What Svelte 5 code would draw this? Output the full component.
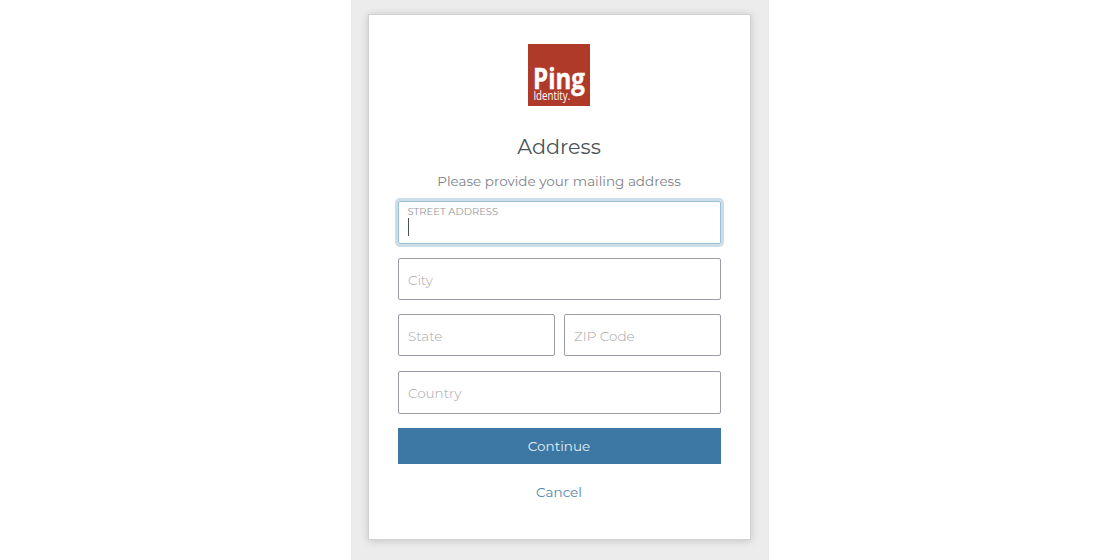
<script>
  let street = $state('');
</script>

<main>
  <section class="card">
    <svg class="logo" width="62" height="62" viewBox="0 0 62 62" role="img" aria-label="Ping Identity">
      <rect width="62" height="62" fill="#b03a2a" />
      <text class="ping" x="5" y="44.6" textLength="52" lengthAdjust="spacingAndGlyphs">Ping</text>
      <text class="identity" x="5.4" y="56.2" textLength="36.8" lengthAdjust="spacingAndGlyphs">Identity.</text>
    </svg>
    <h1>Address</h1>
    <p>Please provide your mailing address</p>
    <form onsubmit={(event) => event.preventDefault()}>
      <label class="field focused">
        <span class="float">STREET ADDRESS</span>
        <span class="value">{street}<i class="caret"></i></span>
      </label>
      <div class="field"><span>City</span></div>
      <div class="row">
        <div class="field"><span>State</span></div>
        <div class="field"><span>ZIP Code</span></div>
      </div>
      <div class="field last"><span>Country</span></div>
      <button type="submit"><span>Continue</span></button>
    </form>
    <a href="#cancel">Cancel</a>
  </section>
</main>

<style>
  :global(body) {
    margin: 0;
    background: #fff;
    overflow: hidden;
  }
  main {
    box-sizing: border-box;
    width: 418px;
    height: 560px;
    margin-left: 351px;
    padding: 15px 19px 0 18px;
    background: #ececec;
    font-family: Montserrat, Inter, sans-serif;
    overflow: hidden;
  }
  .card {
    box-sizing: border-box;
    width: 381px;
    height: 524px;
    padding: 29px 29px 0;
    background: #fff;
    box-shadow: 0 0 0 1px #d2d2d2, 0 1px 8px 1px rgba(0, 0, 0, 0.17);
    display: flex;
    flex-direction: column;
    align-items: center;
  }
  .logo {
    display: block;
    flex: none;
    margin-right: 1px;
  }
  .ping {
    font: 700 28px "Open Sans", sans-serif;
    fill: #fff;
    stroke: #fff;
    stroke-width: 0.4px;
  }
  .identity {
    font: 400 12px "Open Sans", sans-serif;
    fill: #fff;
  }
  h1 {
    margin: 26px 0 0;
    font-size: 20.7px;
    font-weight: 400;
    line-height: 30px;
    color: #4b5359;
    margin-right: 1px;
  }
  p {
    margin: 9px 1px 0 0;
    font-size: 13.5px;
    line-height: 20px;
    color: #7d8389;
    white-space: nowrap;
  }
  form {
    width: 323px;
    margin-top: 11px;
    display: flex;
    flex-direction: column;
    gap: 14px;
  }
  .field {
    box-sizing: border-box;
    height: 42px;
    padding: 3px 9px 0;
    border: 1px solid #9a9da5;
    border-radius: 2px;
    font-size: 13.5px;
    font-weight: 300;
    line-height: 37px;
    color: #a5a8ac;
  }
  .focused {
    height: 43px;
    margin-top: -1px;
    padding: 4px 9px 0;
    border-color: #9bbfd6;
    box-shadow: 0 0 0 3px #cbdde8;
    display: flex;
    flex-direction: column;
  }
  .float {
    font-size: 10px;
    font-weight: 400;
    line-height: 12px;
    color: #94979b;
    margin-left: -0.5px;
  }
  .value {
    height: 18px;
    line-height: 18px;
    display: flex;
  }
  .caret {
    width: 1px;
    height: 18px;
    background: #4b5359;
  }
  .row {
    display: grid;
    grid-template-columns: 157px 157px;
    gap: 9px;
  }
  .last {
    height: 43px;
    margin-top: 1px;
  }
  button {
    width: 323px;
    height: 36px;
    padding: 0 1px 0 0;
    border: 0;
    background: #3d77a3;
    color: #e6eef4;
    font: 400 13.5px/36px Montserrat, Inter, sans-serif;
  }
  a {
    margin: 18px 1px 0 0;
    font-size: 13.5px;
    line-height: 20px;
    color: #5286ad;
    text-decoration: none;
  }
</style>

• • •

To be done: Go through the data above and transcribe it in full, omitting any image.

Exercise result:
What Svelte 5 code would draw this? Output the full component.
<script>
  let street = $state('');
</script>

<main>
  <section class="card">
    <svg class="logo" width="62" height="62" viewBox="0 0 62 62" role="img" aria-label="Ping Identity">
      <rect width="62" height="62" fill="#b03a2a" />
      <text class="ping" x="5" y="44.6" textLength="52" lengthAdjust="spacingAndGlyphs">Ping</text>
      <text class="identity" x="5.4" y="56.2" textLength="36.8" lengthAdjust="spacingAndGlyphs">Identity.</text>
    </svg>
    <h1>Address</h1>
    <p>Please provide your mailing address</p>
    <form onsubmit={(event) => event.preventDefault()}>
      <label class="field focused">
        <span class="float">STREET ADDRESS</span>
        <span class="value">{street}<i class="caret"></i></span>
      </label>
      <div class="field"><span>City</span></div>
      <div class="row">
        <div class="field"><span>State</span></div>
        <div class="field"><span>ZIP Code</span></div>
      </div>
      <div class="field last"><span>Country</span></div>
      <button type="submit"><span>Continue</span></button>
    </form>
    <a href="#cancel">Cancel</a>
  </section>
</main>

<style>
  :global(body) {
    margin: 0;
    background: #fff;
    overflow: hidden;
  }
  main {
    box-sizing: border-box;
    width: 418px;
    height: 560px;
    margin-left: 351px;
    padding: 15px 19px 0 18px;
    background: #ececec;
    font-family: Montserrat, Inter, sans-serif;
    overflow: hidden;
  }
  .card {
    box-sizing: border-box;
    width: 381px;
    height: 524px;
    padding: 29px 29px 0;
    background: #fff;
    box-shadow: 0 0 0 1px #d2d2d2, 0 1px 8px 1px rgba(0, 0, 0, 0.17);
    display: flex;
    flex-direction: column;
    align-items: center;
  }
  .logo {
    display: block;
    flex: none;
    margin-right: 1px;
  }
  .ping {
    font: 700 28px "Open Sans", sans-serif;
    fill: #fff;
    stroke: #fff;
    stroke-width: 0.4px;
  }
  .identity {
    font: 400 12px "Open Sans", sans-serif;
    fill: #fff;
  }
  h1 {
    margin: 26px 0 0;
    font-size: 20.7px;
    font-weight: 400;
    line-height: 30px;
    color: #4b5359;
    margin-right: 1px;
  }
  p {
    margin: 9px 1px 0 0;
    font-size: 13.5px;
    line-height: 20px;
    color: #7d8389;
    white-space: nowrap;
  }
  form {
    width: 323px;
    margin-top: 11px;
    display: flex;
    flex-direction: column;
    gap: 14px;
  }
  .field {
    box-sizing: border-box;
    height: 42px;
    padding: 3px 9px 0;
    border: 1px solid #9a9da5;
    border-radius: 2px;
    font-size: 13.5px;
    font-weight: 300;
    line-height: 37px;
    color: #a5a8ac;
  }
  .focused {
    height: 43px;
    margin-top: -1px;
    padding: 4px 9px 0;
    border-color: #9bbfd6;
    box-shadow: 0 0 0 3px #cbdde8;
    display: flex;
    flex-direction: column;
  }
  .float {
    font-size: 10px;
    font-weight: 400;
    line-height: 12px;
    color: #94979b;
    margin-left: -0.5px;
  }
  .value {
    height: 18px;
    line-height: 18px;
    display: flex;
  }
  .caret {
    width: 1px;
    height: 18px;
    background: #4b5359;
  }
  .row {
    display: grid;
    grid-template-columns: 157px 157px;
    gap: 9px;
  }
  .last {
    height: 43px;
    margin-top: 1px;
  }
  button {
    width: 323px;
    height: 36px;
    padding: 0 1px 0 0;
    border: 0;
    background: #3d77a3;
    color: #e6eef4;
    font: 400 13.5px/36px Montserrat, Inter, sans-serif;
  }
  a {
    margin: 18px 1px 0 0;
    font-size: 13.5px;
    line-height: 20px;
    color: #5286ad;
    text-decoration: none;
  }
</style>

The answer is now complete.